Imagine traveling with a GPS embedded in your brain?

A man from the ancient tribe Kuuk Thaayorre, from Northern Australia.

Actually, this isn’t that crazy of an idea. In fact it already sort of exists in an ancient culture called the Kuuk Thaayorre tribe, from the area of Pormuraaw, in Northern Australia and they speak a language called Thaayoore.

The reason that Kuuk Thaayorre speakers always know where they’re going is that their language is not self-oriented to left or right, only the points of the compass (cardinal points). For example, if you were speaking to someone in the tribe, they might say, “Look at the horse to my west side”. Now remember, if you are sitting across from them, the horse is actually to your east side. Or if you were at a 15-degree angle from them, the horse may be to your north! When meeting someone, the first question typically asked by a Kuuk Thaayorre is, “Where are you going?” The other person might reply, “Oh, north-east in the middle distance.” Direction is key to communicating in Kuuk Thaayorre and the report a kind of mental compass that follows them where they travel and resides in their mind.

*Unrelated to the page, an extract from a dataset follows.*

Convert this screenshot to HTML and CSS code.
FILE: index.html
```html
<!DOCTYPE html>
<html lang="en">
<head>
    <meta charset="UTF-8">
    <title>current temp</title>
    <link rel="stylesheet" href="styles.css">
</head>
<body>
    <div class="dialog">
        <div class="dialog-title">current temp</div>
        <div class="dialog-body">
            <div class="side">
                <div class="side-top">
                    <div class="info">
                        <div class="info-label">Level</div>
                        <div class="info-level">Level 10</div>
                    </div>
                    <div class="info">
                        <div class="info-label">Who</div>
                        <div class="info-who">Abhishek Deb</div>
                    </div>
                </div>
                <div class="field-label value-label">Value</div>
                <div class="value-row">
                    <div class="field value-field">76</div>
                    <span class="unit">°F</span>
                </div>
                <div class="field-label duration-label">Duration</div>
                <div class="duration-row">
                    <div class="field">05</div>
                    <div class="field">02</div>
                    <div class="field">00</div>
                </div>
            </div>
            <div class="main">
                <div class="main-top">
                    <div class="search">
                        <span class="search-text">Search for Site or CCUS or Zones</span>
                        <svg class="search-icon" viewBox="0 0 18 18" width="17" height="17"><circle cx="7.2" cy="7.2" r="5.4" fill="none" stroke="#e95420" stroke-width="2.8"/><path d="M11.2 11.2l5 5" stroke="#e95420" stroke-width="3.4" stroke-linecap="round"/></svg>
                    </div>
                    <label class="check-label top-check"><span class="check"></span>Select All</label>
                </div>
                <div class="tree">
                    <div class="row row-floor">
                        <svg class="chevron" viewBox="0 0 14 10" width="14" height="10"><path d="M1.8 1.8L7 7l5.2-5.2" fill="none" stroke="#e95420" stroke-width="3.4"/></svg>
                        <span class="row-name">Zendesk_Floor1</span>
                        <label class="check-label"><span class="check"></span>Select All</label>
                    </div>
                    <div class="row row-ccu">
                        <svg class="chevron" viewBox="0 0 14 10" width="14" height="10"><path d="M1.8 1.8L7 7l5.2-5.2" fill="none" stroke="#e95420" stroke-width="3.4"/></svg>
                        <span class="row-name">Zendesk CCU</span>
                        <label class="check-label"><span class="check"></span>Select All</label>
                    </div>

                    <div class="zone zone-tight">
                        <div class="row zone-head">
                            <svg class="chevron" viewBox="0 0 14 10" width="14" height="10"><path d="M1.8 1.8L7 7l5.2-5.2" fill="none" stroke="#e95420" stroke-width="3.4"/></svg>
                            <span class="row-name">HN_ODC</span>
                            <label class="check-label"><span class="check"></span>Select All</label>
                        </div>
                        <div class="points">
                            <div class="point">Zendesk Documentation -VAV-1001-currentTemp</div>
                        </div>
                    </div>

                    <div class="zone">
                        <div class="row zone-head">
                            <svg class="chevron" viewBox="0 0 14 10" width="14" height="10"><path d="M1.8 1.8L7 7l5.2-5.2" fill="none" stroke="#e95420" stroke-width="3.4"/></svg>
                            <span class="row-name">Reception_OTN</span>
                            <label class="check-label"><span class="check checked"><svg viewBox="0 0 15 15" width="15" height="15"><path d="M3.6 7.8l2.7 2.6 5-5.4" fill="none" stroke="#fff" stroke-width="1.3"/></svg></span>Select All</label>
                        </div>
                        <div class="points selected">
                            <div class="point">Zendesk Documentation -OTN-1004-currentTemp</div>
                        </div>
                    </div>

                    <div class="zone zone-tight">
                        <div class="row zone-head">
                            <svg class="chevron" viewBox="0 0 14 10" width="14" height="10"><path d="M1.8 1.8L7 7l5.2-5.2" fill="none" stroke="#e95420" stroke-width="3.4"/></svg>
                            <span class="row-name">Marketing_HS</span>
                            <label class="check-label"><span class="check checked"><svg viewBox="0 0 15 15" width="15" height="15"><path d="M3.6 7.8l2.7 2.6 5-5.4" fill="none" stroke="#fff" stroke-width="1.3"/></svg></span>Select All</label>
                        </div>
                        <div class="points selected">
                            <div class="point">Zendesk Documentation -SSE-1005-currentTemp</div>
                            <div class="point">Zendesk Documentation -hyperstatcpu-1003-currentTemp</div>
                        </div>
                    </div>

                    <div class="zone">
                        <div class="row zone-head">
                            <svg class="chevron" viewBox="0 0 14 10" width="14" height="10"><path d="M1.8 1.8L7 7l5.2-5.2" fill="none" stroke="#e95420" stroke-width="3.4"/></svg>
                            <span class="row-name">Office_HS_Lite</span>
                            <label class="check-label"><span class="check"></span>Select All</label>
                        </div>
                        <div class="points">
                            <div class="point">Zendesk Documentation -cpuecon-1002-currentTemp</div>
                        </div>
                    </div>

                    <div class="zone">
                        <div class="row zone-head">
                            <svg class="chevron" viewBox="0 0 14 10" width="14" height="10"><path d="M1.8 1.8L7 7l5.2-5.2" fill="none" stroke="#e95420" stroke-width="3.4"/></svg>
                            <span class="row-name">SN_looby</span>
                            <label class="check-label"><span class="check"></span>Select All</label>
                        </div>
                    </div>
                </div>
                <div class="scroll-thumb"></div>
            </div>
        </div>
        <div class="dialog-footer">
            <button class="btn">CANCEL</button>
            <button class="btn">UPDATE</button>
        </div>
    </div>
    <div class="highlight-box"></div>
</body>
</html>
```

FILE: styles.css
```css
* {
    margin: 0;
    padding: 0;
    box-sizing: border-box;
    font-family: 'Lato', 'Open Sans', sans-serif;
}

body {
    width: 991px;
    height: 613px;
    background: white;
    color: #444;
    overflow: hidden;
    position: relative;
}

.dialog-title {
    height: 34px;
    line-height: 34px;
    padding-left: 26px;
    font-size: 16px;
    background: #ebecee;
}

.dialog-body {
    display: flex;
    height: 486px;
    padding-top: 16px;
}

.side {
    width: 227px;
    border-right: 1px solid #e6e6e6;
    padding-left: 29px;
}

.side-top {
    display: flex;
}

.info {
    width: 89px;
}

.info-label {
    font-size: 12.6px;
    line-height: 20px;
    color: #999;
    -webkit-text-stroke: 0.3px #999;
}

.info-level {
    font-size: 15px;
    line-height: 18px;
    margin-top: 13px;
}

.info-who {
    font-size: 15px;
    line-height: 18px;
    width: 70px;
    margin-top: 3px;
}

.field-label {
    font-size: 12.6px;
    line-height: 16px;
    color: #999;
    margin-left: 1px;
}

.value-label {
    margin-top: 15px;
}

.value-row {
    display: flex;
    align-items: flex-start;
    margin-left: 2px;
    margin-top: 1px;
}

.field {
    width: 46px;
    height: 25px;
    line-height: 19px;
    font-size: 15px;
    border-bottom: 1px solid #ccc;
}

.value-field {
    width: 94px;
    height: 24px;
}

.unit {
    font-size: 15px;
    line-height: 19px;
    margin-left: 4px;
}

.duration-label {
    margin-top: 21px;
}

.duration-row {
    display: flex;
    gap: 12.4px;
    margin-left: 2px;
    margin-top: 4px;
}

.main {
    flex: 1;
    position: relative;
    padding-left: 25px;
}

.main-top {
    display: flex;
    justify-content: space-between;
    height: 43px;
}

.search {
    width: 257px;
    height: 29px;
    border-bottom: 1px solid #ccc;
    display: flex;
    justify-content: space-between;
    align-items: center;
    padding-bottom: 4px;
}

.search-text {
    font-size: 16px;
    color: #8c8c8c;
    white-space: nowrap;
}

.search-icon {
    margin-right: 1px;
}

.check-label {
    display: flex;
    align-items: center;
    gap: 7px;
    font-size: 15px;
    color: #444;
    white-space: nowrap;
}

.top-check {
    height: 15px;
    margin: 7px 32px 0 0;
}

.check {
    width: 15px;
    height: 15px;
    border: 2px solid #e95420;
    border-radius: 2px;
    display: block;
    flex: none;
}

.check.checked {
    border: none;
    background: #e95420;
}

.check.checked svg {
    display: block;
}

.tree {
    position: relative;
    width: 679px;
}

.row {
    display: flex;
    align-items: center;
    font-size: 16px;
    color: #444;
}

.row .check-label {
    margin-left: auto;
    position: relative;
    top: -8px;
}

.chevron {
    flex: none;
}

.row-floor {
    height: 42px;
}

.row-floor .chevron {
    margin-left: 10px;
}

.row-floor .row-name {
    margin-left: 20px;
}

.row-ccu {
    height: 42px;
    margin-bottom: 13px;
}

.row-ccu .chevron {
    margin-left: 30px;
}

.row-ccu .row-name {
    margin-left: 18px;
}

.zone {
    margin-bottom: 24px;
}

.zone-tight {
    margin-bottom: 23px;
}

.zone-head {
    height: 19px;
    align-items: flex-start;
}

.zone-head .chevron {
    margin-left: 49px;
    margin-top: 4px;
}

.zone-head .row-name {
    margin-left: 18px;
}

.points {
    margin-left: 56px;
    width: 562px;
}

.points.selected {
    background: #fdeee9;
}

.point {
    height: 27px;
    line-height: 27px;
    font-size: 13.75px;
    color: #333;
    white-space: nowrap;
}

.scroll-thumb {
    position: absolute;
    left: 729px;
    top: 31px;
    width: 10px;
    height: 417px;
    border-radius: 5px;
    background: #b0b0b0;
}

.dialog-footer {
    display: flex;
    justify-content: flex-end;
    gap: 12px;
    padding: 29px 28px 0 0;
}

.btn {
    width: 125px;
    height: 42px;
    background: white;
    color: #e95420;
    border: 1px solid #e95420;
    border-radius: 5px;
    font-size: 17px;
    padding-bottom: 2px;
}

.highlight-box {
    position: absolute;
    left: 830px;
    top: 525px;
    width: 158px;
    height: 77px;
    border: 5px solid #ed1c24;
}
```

As a result, this unique aspect of Kuuk Thaayorre affects the Thaayorre people’s whole culture. They don’t view the past as stretching out behind them, or even in front of them. To the Thaayorre people, time always moves from east to west, just like the sun.

Unfortunately, Kuuk Thaayorre is endangered. Only about 350 members of the Thaayoore ethnic group are native speakers of the language.